Case Study #5: Medically Unnecessary Claim Denial Upheld by PACE; Patient’s Obligation Negotiated to Manageable Amount
Executive Summary: The Phia Group Handles a Confusing, Medical Necessity Appeal Regarding Genetic Testing – Facilitates and Pays For The External Review – Saves the Plan over $5,500.00 in Review Fees and Tens of Thousands in Claim Costs
A genetic specialty lab submitted claims for testing based on a Plan member’s family history and complaint of abdominal pain. The testing was billed at a rate over $6,500.00 per test, with the possibility that multiple tests would be required. The claims were denied, as the genetic testing provision in the plan document only covered genetic testing when proven to be medically necessary for the treatment of a member’s specific medical condition. The member appealed with the help of the provider, who provided case studies from the laboratory indicating the testing was considered medically necessary for various medical conditions. The Plan Administrator determined the specific genetic tests were not medically necessary for the member’s specific medical condition.
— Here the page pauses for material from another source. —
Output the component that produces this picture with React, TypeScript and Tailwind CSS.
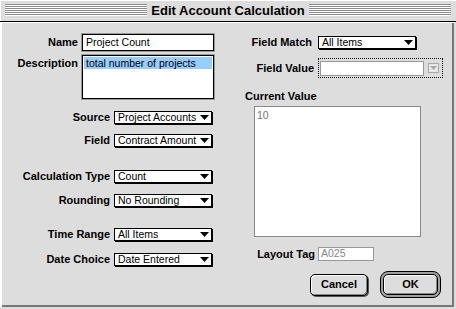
import type { ReactNode } from 'react';

const sans = "font-['Liberation_Sans',Arial,sans-serif]";

function Label({ w, children, className = '' }: { w: string; children: ReactNode; className?: string }) {
    return (
        <div className={`${w} shrink-0 text-right text-[11px] font-bold leading-[13px] text-black ${className}`}>
            {children}
        </div>
    );
}

function Popup({ value }: { value: string }) {
    return (
        <div className="ml-[4px] flex h-[13px] w-[98px] items-center border border-black bg-white pl-[3px] shadow-[1px_1px_0_#000]">
            <span className="flex-1 truncate text-[10.5px] leading-none">{value}</span>
            <svg width="9" height="5" viewBox="0 0 9 5" className="mr-[2px]">
                <path d="M0 0H9L4.5 5Z" fill="#000" />
            </svg>
        </div>
    );
}

function Stripes() {
    return (
        <div className="h-[12px] flex-1 bg-[repeating-linear-gradient(to_bottom,#8c8c8c_0px,#8c8c8c_1px,#ffffff_1px,#ffffff_2px)]" />
    );
}

export default function App() {
    return (
        <div className={`flex h-[309px] w-[456px] flex-col bg-[#dddddd] text-black ${sans}`}>
            {/* Title bar */}
            <div className="flex h-[22px] items-center border-b border-black px-[5px] pb-[1px] shadow-[inset_1px_1px_0_#fff]">
                <Stripes />
                <div className="px-[4px] text-[13px] font-bold leading-none">Edit Account Calculation</div>
                <Stripes />
            </div>

            {/* Body */}
            <div className="mb-[2px] mr-[2px] flex flex-1 shadow-[inset_2px_1px_0_#fff,inset_-2px_-2px_0_#777]">
                {/* Left column */}
                <div className="flex w-[228px] flex-col pt-[12px]">
                    <div className="flex h-[17px] items-center">
                        <Label w="w-[78px]">Name</Label>
                        <div className="ml-[4px] flex h-[17px] w-[132px] items-center border border-black bg-white pl-[3px] text-[10.5px] shadow-[0_0_0_1px_#999]">
                            Project Count
                        </div>
                    </div>
                    <div className="mt-[4px] flex">
                        <Label w="w-[78px]" className="pt-[2px]">Description</Label>
                        <div className="ml-[4px] h-[44px] w-[132px] border border-black bg-white p-[1px] shadow-[0_0_0_1px_#999]">
                            <div className="h-[12px] bg-[#99ccff] pl-[2px] text-[10.5px] leading-[12px]">
                                total number of projects
                            </div>
                        </div>
                    </div>

                    <div className="mt-[12px] flex items-center">
                        <Label w="w-[110px]">Source</Label>
                        <Popup value="Project Accounts" />
                    </div>
                    <div className="mt-[10px] flex items-center">
                        <Label w="w-[110px]">Field</Label>
                        <Popup value="Contract Amount" />
                    </div>

                    <div className="mt-[23px] flex items-center">
                        <Label w="w-[110px]">Calculation Type</Label>
                        <Popup value="Count" />
                    </div>
                    <div className="mt-[11px] flex items-center">
                        <Label w="w-[110px]">Rounding</Label>
                        <Popup value="No Rounding" />
                    </div>

                    <div className="mt-[21px] flex items-center">
                        <Label w="w-[110px]">Time Range</Label>
                        <Popup value="All Items" />
                    </div>
                    <div className="mt-[12px] flex items-center">
                        <Label w="w-[110px]">Date Choice</Label>
                        <Popup value="Date Entered" />
                    </div>
                </div>

                {/* Right column */}
                <div className="flex flex-1 flex-col pt-[14px]">
                    <div className="flex items-center">
                        <Label w="w-[84px]">Field Match</Label>
                        <div className="ml-[2px]">
                            <Popup value="All Items" />
                        </div>
                    </div>
                    <div className="mt-[9px] flex items-center">
                        <Label w="w-[86px]">Field Value</Label>
                        <div className="ml-[4px] flex h-[20px] w-[125px] items-center border border-dotted border-black pl-[1px]">
                            <div className="h-[15px] w-[104px] border border-[#999] bg-white" />
                            <div className="ml-[4px] flex h-[10px] w-[11px] items-center justify-center border border-[#aaa] bg-[#e8e8e8]">
                                <svg width="7" height="4" viewBox="0 0 7 4">
                                    <path d="M0 0H7L3.5 4Z" fill="#aaa" />
                                </svg>
                            </div>
                        </div>
                    </div>

                    <div className="mt-[12px] pl-[17px] text-[11px] font-bold leading-[13px]">Current Value</div>
                    <div className="ml-[26px] mt-[3px] h-[131px] w-[167px] border border-[#888] bg-white pl-[2px] pt-[2px] text-[10.5px] leading-[12px] text-[#777]">
                        10
                    </div>

                    <div className="mt-[10px] flex items-center">
                        <Label w="w-[87px]">Layout Tag</Label>
                        <div className="ml-[3px] flex h-[14px] w-[56px] items-center border border-[#999] bg-white pl-[2px] text-[10.5px] text-[#888]">
                            A025
                        </div>
                    </div>

                    <div className="mt-[10px] flex items-center">
                        <button className="ml-[82px] flex h-[22px] w-[58px] items-center justify-center rounded-[5px] border border-black bg-[#dddddd] text-[11px] font-bold leading-none shadow-[inset_1px_1px_0_#fff,inset_-1px_-1px_0_#888,1px_1px_0_#555]">
                            Cancel
                        </button>
                        <div className="ml-[12px] h-[27px] w-[61px] rounded-[8px] border border-black bg-[#a0a0a0] p-[2px]">
                            <button className="flex h-full w-full items-center justify-center rounded-[5px] border border-black bg-[#dddddd] text-[11px] font-bold leading-none shadow-[inset_1px_1px_0_#fff,inset_-1px_-1px_0_#888]">
                                OK
                            </button>
                        </div>
                    </div>
                </div>
            </div>
        </div>
    );
}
A final, internal appeal was submitted and referred to the PACE.
The PACE performed medical and legal analysis, as part of its service, saving the Plan a minimum of $4,000.00 in outsourced review fees. The PACE came to the same conclusion as the Plan Administrator, finding the claims for genetic testing were not considered medically necessary under the Plan. The member sought redress via external review through an IRO. The external review notice was given to the Plan’s TPA, which notified the PACE, which submitted the claim to an appropriate IRO. As part of the PACE service, the PACE handled the entire IRO referral, including the IRO’s payment of $1,500.00. The IRO came to the same conclusion as the PACE and Plan, resulting in the provider having no choice but to accept the denial.
Case Study #6: Plan’s Internal Dispute Resolved by PACE; Balance-Billing Successfully Negotiated
Executive Summary: The Plan Administrator Interprets the Plan Document so that Claims are Denied, but Executive Level Member of the Plan Sponsor’s Organization Wants the Claims to be Paid; the PACE Removes Fiduciary Burden, Upholds the Plan Terms, and Negotiates to Avoid $25,000.00 in Balance Billing and Extreme Member Disruption
A Plan Administrator denied $25,000 in out-of-network claims related to injuries that were caused by dangerous, recreational activities. The Plan’s appointed Plan Administrator properly applied the “hazardous activity” exclusion; however the injured plan participant was the son of a high ranking executive level member of the Plan Sponsor’s organization. The executive was insistent that the claims should be paid, despite the fact that such payment may expose the Plan to claims of discrimination and breach of fiduciary duty, making it difficult for the Plan Administrator to uphold the terms of the Plan.
The member appealed and was denied. The member appealed again, and this time the final, internal appeal was referred to the PACE. The Plan Administrator thereby avoided a continued conflict with the executive, the PACE performed a review as part of the PACE service, (which would have cost the Plan over $3,000.00 in costs), and provided both justification for the denial as well as a concrete basis to uphold the Plan terms for the executive. As expected, the provider balance-billed the patient for the uncovered claims. On behalf of the Plan Sponsor and executive, The Phia Group negotiated with the provider on the patient’s behalf, and achieved closure of the account for a payment by the patient of 25% of billed charges (a payment of only $6,250).